I wish with all my heart that I could say this was a mistake.  In fact, I had to go to the store twice to buy a card for them, because I just couldn't do it the first time.  Part of me kept thinking that it just wasn't happening.  It was by far the hardest purchase I have ever had to make. 

I wish that I could just fix this, make it all go away- but I cannot.  I wish I could provide Tricia with some clarity as to why this happened, but I cannot. 

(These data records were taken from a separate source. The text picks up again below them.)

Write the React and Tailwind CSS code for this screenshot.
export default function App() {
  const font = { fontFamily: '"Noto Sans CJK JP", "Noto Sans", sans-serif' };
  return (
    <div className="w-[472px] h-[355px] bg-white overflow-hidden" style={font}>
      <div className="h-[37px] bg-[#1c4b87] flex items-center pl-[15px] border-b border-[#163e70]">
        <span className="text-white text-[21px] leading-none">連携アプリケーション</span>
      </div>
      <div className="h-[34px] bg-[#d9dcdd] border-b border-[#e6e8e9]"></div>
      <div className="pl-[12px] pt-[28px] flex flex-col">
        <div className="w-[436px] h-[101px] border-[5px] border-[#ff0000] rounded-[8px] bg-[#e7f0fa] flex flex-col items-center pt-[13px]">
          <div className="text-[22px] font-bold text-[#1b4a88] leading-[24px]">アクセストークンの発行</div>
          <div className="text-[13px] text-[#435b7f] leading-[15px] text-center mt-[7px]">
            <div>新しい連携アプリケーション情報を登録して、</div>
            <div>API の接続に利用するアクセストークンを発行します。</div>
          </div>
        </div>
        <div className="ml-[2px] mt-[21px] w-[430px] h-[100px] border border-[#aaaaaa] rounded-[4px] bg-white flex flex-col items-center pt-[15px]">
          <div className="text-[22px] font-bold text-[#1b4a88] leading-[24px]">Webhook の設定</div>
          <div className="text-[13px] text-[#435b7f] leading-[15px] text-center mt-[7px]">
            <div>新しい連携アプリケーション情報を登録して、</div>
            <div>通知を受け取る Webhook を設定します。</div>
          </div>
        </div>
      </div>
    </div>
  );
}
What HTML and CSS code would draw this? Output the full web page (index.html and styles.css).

I keep thinking of Steven Curtis Chapman's song 'Beauty will Rise' and the opening line about how it was the day the world went wrong - because last Thursday it did.  I know, as I am sure that Tricia and their families do, that this was part of God's Will for them.  But that doesn't make this any easier, or make me, or anyone who knew them, question "Why?" any less. 

Another part of that song says "It will take our breath away, to see the beauty that He's made out of the ashes". Our biggest prayer for them right now is peace.  And that they can at lease see a glimpse of the beauty.  Because it has to be there, because that is the only way that any of this makes sense.

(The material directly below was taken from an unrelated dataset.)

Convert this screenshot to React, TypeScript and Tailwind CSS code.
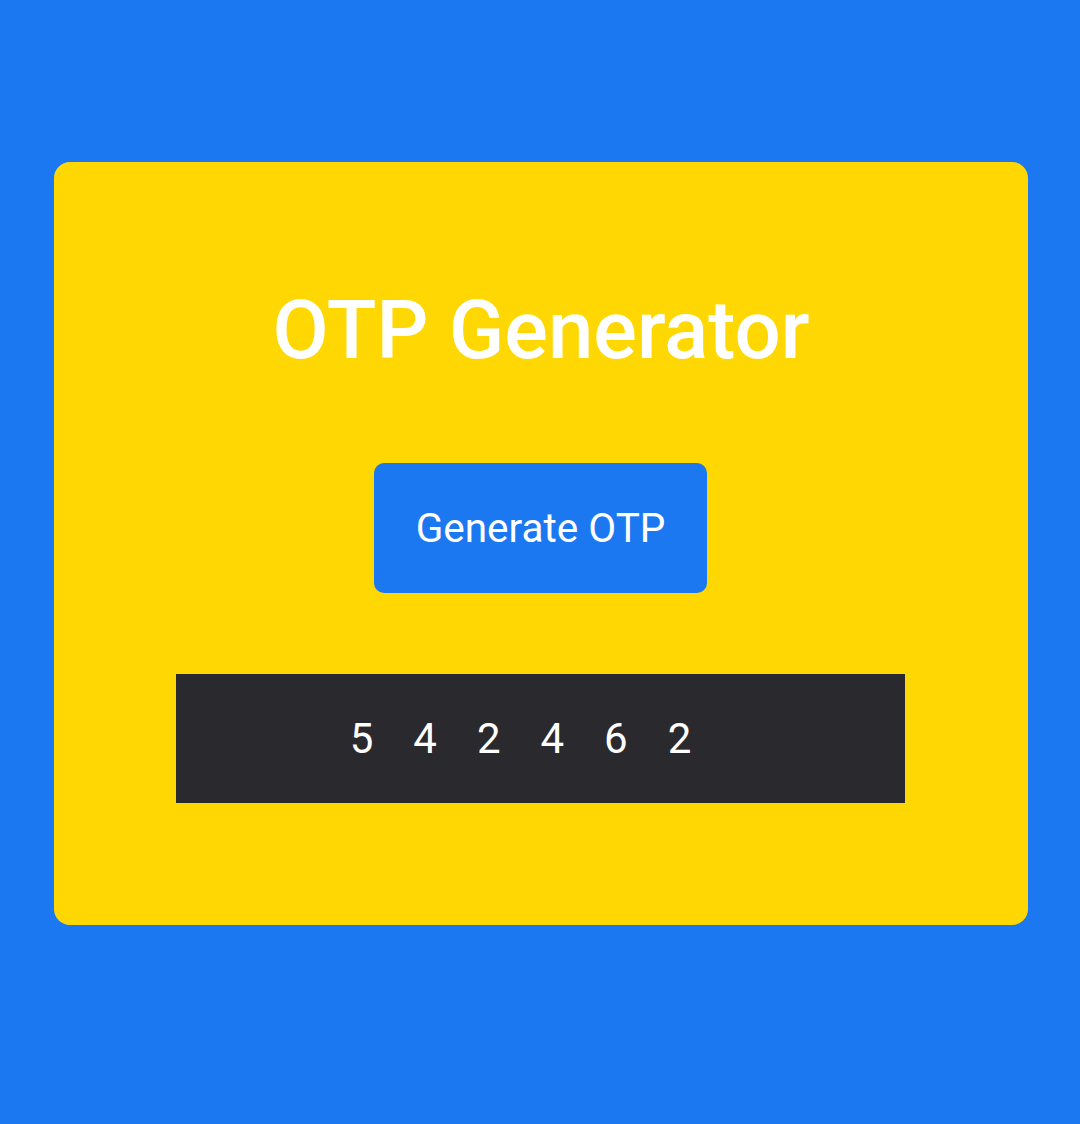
import React from "react";

export default function App() {
  return (
    <div
      className="w-[1080px] h-[1124px] bg-[#1c78f1] pt-[162px] px-[54px]"
      style={{ fontFamily: "Roboto, 'Liberation Sans', sans-serif" }}
    >
      <div className="w-[974px] h-[763px] bg-[#ffd803] rounded-[16px] flex flex-col items-center">
        <h1 className="mt-[169px] text-white text-[81.5px] font-medium leading-none h-0 flex items-center">
          OTP Generator
        </h1>
        <button className="mt-[132px] mr-[1px] w-[333px] h-[130px] rounded-[10px] bg-[#1c78f1] text-white text-[40.5px] leading-none">
          Generate OTP
        </button>
        <div className="mt-[81px] mr-[1px] w-[729px] h-[129px] bg-[#2a292e] flex items-center justify-center">
          <span className="text-white text-[42px] tracking-[40px] leading-none">542462</span>
        </div>
      </div>
    </div>
  );
}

Robb's memorial service is tomorrow evening, and my request to you, my readers, is to pray hard and fervent for them the next few days, weeks, months.  If you feel led, you can check out Tricia's blog here and leave them a message or prayer.

Robb, you will be missed here on earth by so many...

Isaiah 61:3
Provide for those who grieve in Zion - 

to bestow on them a crown of beauty
instead of ashes,
the oil of joy
instead of mourning,
and a garment of praise
instead of a spirit of despair.
They will be called oaks of righteousness,
a planting of the LORD
for the display of his splendor

3 comments:

thewonderfulhappens said...

What a beautiful way to remember your friend. I, too, have been thinking of the beauty from ashes verse as I pray for this family that I only know virtually.

Christy said...

Sending up a prayer for this family.

Pastor Adam said...

Thank you Beth...well said and much needed. Robb was dear to us and such a fine man. Our heart with Tricia every day and night.